▶ EXERCISE PROMPT: Restate the full listing word for word and leave the pictures out.

━━━━━ DATA SHOWN ━━━━━

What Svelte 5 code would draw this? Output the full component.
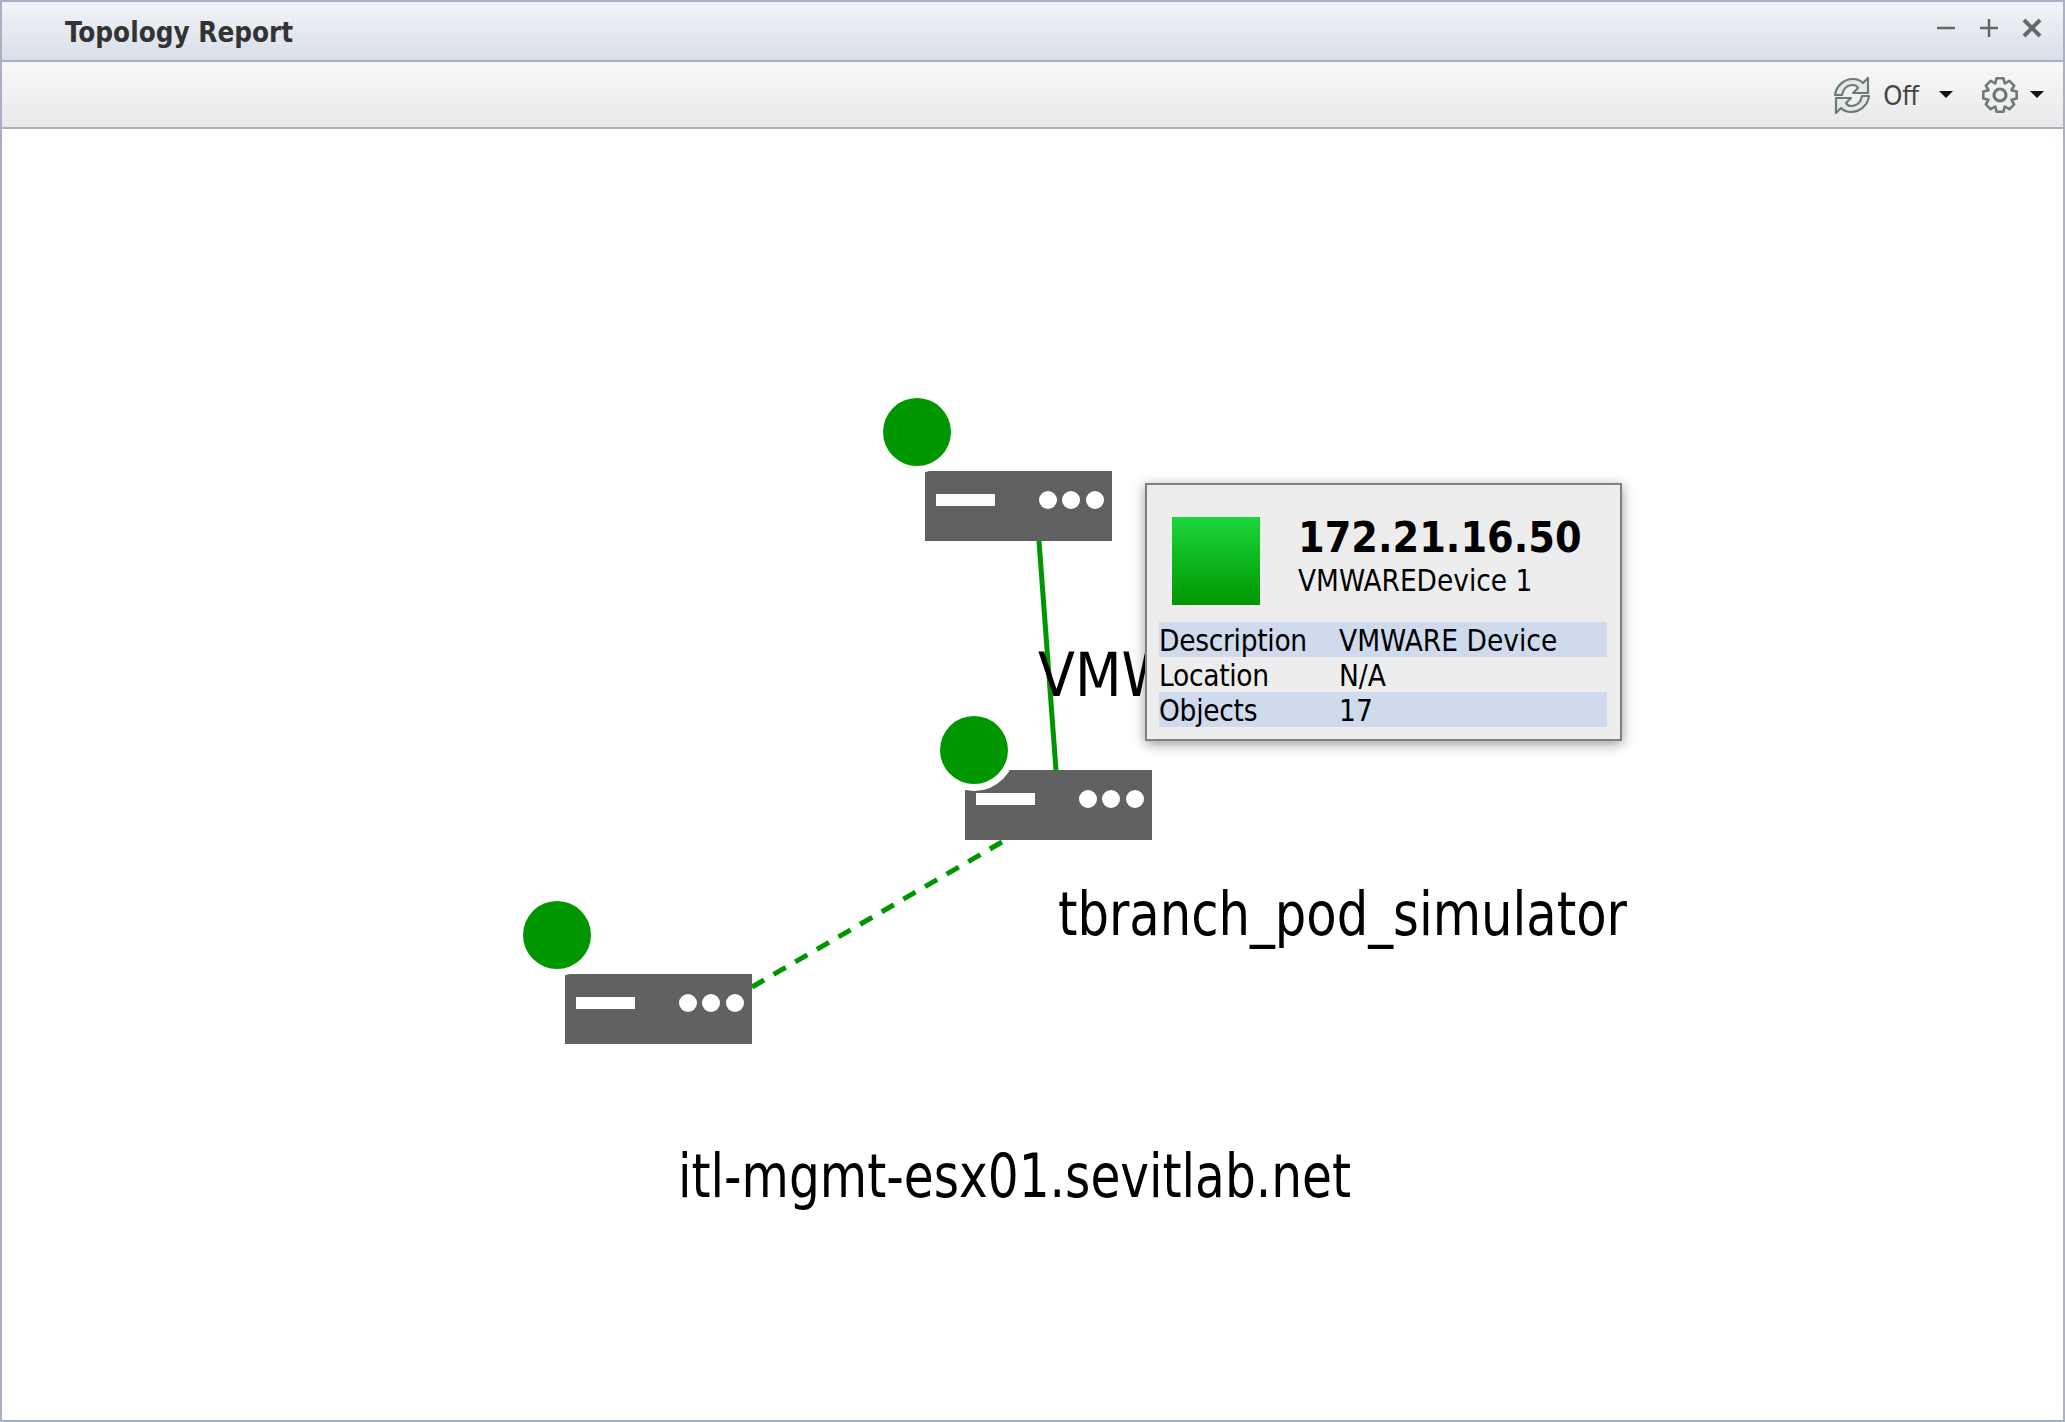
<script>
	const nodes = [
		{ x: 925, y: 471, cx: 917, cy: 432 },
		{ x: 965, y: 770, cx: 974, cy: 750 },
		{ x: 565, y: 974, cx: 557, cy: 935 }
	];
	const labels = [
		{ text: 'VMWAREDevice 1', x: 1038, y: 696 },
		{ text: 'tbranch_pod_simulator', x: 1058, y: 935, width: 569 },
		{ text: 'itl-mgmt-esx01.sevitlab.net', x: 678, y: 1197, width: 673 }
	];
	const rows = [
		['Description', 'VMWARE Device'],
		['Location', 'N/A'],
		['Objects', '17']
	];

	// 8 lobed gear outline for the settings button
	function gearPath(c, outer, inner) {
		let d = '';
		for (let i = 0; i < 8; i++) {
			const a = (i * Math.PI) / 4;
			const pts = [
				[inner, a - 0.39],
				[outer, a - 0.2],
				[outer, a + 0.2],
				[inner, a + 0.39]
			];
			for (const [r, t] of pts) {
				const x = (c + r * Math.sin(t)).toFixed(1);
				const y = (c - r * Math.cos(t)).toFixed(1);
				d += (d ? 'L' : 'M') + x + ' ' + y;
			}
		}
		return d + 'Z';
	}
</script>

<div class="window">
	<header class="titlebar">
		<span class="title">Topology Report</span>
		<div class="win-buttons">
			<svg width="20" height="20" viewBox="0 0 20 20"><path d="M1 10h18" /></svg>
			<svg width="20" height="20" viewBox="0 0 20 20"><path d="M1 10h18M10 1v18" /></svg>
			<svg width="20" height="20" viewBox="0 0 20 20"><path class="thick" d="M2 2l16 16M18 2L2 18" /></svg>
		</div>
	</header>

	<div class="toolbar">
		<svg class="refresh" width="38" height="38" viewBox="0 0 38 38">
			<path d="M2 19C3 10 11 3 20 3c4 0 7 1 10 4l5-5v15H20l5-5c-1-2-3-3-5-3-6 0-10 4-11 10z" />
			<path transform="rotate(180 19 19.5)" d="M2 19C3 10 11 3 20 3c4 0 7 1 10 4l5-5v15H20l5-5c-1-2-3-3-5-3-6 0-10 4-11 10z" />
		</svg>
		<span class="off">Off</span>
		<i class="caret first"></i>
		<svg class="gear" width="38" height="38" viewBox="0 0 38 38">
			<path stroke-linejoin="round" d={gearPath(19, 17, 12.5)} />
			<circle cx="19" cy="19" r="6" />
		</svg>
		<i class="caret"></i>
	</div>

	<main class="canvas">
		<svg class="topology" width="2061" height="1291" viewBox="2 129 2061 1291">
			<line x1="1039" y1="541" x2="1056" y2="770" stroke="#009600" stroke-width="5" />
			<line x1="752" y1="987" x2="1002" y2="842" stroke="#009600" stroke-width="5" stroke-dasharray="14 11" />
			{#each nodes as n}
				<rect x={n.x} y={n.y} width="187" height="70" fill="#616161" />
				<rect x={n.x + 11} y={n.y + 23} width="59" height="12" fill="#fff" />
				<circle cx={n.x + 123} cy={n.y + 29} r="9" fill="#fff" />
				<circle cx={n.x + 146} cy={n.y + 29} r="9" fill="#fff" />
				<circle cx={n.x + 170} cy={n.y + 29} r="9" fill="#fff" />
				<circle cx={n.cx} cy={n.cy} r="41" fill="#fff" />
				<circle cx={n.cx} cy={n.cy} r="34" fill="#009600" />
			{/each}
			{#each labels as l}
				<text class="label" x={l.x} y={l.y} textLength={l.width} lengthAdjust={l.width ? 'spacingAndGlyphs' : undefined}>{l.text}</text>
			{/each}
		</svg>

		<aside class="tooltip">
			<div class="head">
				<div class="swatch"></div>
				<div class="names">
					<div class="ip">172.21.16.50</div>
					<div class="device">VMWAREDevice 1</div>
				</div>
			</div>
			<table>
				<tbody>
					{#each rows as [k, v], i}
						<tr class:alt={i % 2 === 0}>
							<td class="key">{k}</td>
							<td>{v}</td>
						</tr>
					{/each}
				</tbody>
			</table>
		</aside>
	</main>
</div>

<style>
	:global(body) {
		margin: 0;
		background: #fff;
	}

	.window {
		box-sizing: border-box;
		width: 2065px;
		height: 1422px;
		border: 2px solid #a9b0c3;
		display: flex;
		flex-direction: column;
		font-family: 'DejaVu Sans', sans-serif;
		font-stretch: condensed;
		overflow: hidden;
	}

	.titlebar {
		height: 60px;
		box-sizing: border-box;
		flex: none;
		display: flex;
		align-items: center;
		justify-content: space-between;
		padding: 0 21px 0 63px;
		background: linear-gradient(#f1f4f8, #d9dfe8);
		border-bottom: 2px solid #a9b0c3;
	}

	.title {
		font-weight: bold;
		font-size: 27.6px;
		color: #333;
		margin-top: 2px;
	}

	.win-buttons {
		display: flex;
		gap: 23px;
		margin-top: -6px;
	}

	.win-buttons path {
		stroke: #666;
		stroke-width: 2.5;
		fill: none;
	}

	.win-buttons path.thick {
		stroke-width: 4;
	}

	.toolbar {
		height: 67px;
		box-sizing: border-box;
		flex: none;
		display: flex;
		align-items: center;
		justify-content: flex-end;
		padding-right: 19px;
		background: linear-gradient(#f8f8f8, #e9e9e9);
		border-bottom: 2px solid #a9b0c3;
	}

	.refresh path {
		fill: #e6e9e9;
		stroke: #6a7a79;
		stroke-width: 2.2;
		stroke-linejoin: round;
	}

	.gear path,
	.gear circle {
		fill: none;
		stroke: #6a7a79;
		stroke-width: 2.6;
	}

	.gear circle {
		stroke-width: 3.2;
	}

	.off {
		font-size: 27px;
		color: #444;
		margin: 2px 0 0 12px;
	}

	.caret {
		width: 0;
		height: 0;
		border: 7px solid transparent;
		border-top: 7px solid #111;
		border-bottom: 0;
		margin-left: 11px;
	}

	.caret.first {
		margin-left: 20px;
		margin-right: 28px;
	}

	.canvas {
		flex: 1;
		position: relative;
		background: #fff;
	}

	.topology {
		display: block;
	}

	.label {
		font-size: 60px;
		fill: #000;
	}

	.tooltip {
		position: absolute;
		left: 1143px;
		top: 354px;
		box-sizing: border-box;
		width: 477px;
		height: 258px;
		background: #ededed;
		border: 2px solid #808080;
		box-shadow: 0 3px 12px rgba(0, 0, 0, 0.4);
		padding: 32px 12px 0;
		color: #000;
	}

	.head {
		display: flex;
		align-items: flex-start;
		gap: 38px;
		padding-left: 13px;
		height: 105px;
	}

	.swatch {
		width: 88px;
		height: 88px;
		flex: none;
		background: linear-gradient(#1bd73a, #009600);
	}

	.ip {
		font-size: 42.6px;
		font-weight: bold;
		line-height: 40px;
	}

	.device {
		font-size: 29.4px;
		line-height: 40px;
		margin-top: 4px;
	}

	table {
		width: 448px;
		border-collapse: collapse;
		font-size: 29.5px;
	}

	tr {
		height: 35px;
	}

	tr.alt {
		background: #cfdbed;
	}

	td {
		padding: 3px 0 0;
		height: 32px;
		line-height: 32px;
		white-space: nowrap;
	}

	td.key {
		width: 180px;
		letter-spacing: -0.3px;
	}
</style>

━━━━━

▶ FULL OUTPUT:
What Svelte 5 code would draw this? Output the full component.
<script>
	const nodes = [
		{ x: 925, y: 471, cx: 917, cy: 432 },
		{ x: 965, y: 770, cx: 974, cy: 750 },
		{ x: 565, y: 974, cx: 557, cy: 935 }
	];
	const labels = [
		{ text: 'VMWAREDevice 1', x: 1038, y: 696 },
		{ text: 'tbranch_pod_simulator', x: 1058, y: 935, width: 569 },
		{ text: 'itl-mgmt-esx01.sevitlab.net', x: 678, y: 1197, width: 673 }
	];
	const rows = [
		['Description', 'VMWARE Device'],
		['Location', 'N/A'],
		['Objects', '17']
	];

	// 8 lobed gear outline for the settings button
	function gearPath(c, outer, inner) {
		let d = '';
		for (let i = 0; i < 8; i++) {
			const a = (i * Math.PI) / 4;
			const pts = [
				[inner, a - 0.39],
				[outer, a - 0.2],
				[outer, a + 0.2],
				[inner, a + 0.39]
			];
			for (const [r, t] of pts) {
				const x = (c + r * Math.sin(t)).toFixed(1);
				const y = (c - r * Math.cos(t)).toFixed(1);
				d += (d ? 'L' : 'M') + x + ' ' + y;
			}
		}
		return d + 'Z';
	}
</script>

<div class="window">
	<header class="titlebar">
		<span class="title">Topology Report</span>
		<div class="win-buttons">
			<svg width="20" height="20" viewBox="0 0 20 20"><path d="M1 10h18" /></svg>
			<svg width="20" height="20" viewBox="0 0 20 20"><path d="M1 10h18M10 1v18" /></svg>
			<svg width="20" height="20" viewBox="0 0 20 20"><path class="thick" d="M2 2l16 16M18 2L2 18" /></svg>
		</div>
	</header>

	<div class="toolbar">
		<svg class="refresh" width="38" height="38" viewBox="0 0 38 38">
			<path d="M2 19C3 10 11 3 20 3c4 0 7 1 10 4l5-5v15H20l5-5c-1-2-3-3-5-3-6 0-10 4-11 10z" />
			<path transform="rotate(180 19 19.5)" d="M2 19C3 10 11 3 20 3c4 0 7 1 10 4l5-5v15H20l5-5c-1-2-3-3-5-3-6 0-10 4-11 10z" />
		</svg>
		<span class="off">Off</span>
		<i class="caret first"></i>
		<svg class="gear" width="38" height="38" viewBox="0 0 38 38">
			<path stroke-linejoin="round" d={gearPath(19, 17, 12.5)} />
			<circle cx="19" cy="19" r="6" />
		</svg>
		<i class="caret"></i>
	</div>

	<main class="canvas">
		<svg class="topology" width="2061" height="1291" viewBox="2 129 2061 1291">
			<line x1="1039" y1="541" x2="1056" y2="770" stroke="#009600" stroke-width="5" />
			<line x1="752" y1="987" x2="1002" y2="842" stroke="#009600" stroke-width="5" stroke-dasharray="14 11" />
			{#each nodes as n}
				<rect x={n.x} y={n.y} width="187" height="70" fill="#616161" />
				<rect x={n.x + 11} y={n.y + 23} width="59" height="12" fill="#fff" />
				<circle cx={n.x + 123} cy={n.y + 29} r="9" fill="#fff" />
				<circle cx={n.x + 146} cy={n.y + 29} r="9" fill="#fff" />
				<circle cx={n.x + 170} cy={n.y + 29} r="9" fill="#fff" />
				<circle cx={n.cx} cy={n.cy} r="41" fill="#fff" />
				<circle cx={n.cx} cy={n.cy} r="34" fill="#009600" />
			{/each}
			{#each labels as l}
				<text class="label" x={l.x} y={l.y} textLength={l.width} lengthAdjust={l.width ? 'spacingAndGlyphs' : undefined}>{l.text}</text>
			{/each}
		</svg>

		<aside class="tooltip">
			<div class="head">
				<div class="swatch"></div>
				<div class="names">
					<div class="ip">172.21.16.50</div>
					<div class="device">VMWAREDevice 1</div>
				</div>
			</div>
			<table>
				<tbody>
					{#each rows as [k, v], i}
						<tr class:alt={i % 2 === 0}>
							<td class="key">{k}</td>
							<td>{v}</td>
						</tr>
					{/each}
				</tbody>
			</table>
		</aside>
	</main>
</div>

<style>
	:global(body) {
		margin: 0;
		background: #fff;
	}

	.window {
		box-sizing: border-box;
		width: 2065px;
		height: 1422px;
		border: 2px solid #a9b0c3;
		display: flex;
		flex-direction: column;
		font-family: 'DejaVu Sans', sans-serif;
		font-stretch: condensed;
		overflow: hidden;
	}

	.titlebar {
		height: 60px;
		box-sizing: border-box;
		flex: none;
		display: flex;
		align-items: center;
		justify-content: space-between;
		padding: 0 21px 0 63px;
		background: linear-gradient(#f1f4f8, #d9dfe8);
		border-bottom: 2px solid #a9b0c3;
	}

	.title {
		font-weight: bold;
		font-size: 27.6px;
		color: #333;
		margin-top: 2px;
	}

	.win-buttons {
		display: flex;
		gap: 23px;
		margin-top: -6px;
	}

	.win-buttons path {
		stroke: #666;
		stroke-width: 2.5;
		fill: none;
	}

	.win-buttons path.thick {
		stroke-width: 4;
	}

	.toolbar {
		height: 67px;
		box-sizing: border-box;
		flex: none;
		display: flex;
		align-items: center;
		justify-content: flex-end;
		padding-right: 19px;
		background: linear-gradient(#f8f8f8, #e9e9e9);
		border-bottom: 2px solid #a9b0c3;
	}

	.refresh path {
		fill: #e6e9e9;
		stroke: #6a7a79;
		stroke-width: 2.2;
		stroke-linejoin: round;
	}

	.gear path,
	.gear circle {
		fill: none;
		stroke: #6a7a79;
		stroke-width: 2.6;
	}

	.gear circle {
		stroke-width: 3.2;
	}

	.off {
		font-size: 27px;
		color: #444;
		margin: 2px 0 0 12px;
	}

	.caret {
		width: 0;
		height: 0;
		border: 7px solid transparent;
		border-top: 7px solid #111;
		border-bottom: 0;
		margin-left: 11px;
	}

	.caret.first {
		margin-left: 20px;
		margin-right: 28px;
	}

	.canvas {
		flex: 1;
		position: relative;
		background: #fff;
	}

	.topology {
		display: block;
	}

	.label {
		font-size: 60px;
		fill: #000;
	}

	.tooltip {
		position: absolute;
		left: 1143px;
		top: 354px;
		box-sizing: border-box;
		width: 477px;
		height: 258px;
		background: #ededed;
		border: 2px solid #808080;
		box-shadow: 0 3px 12px rgba(0, 0, 0, 0.4);
		padding: 32px 12px 0;
		color: #000;
	}

	.head {
		display: flex;
		align-items: flex-start;
		gap: 38px;
		padding-left: 13px;
		height: 105px;
	}

	.swatch {
		width: 88px;
		height: 88px;
		flex: none;
		background: linear-gradient(#1bd73a, #009600);
	}

	.ip {
		font-size: 42.6px;
		font-weight: bold;
		line-height: 40px;
	}

	.device {
		font-size: 29.4px;
		line-height: 40px;
		margin-top: 4px;
	}

	table {
		width: 448px;
		border-collapse: collapse;
		font-size: 29.5px;
	}

	tr {
		height: 35px;
	}

	tr.alt {
		background: #cfdbed;
	}

	td {
		padding: 3px 0 0;
		height: 32px;
		line-height: 32px;
		white-space: nowrap;
	}

	td.key {
		width: 180px;
		letter-spacing: -0.3px;
	}
</style>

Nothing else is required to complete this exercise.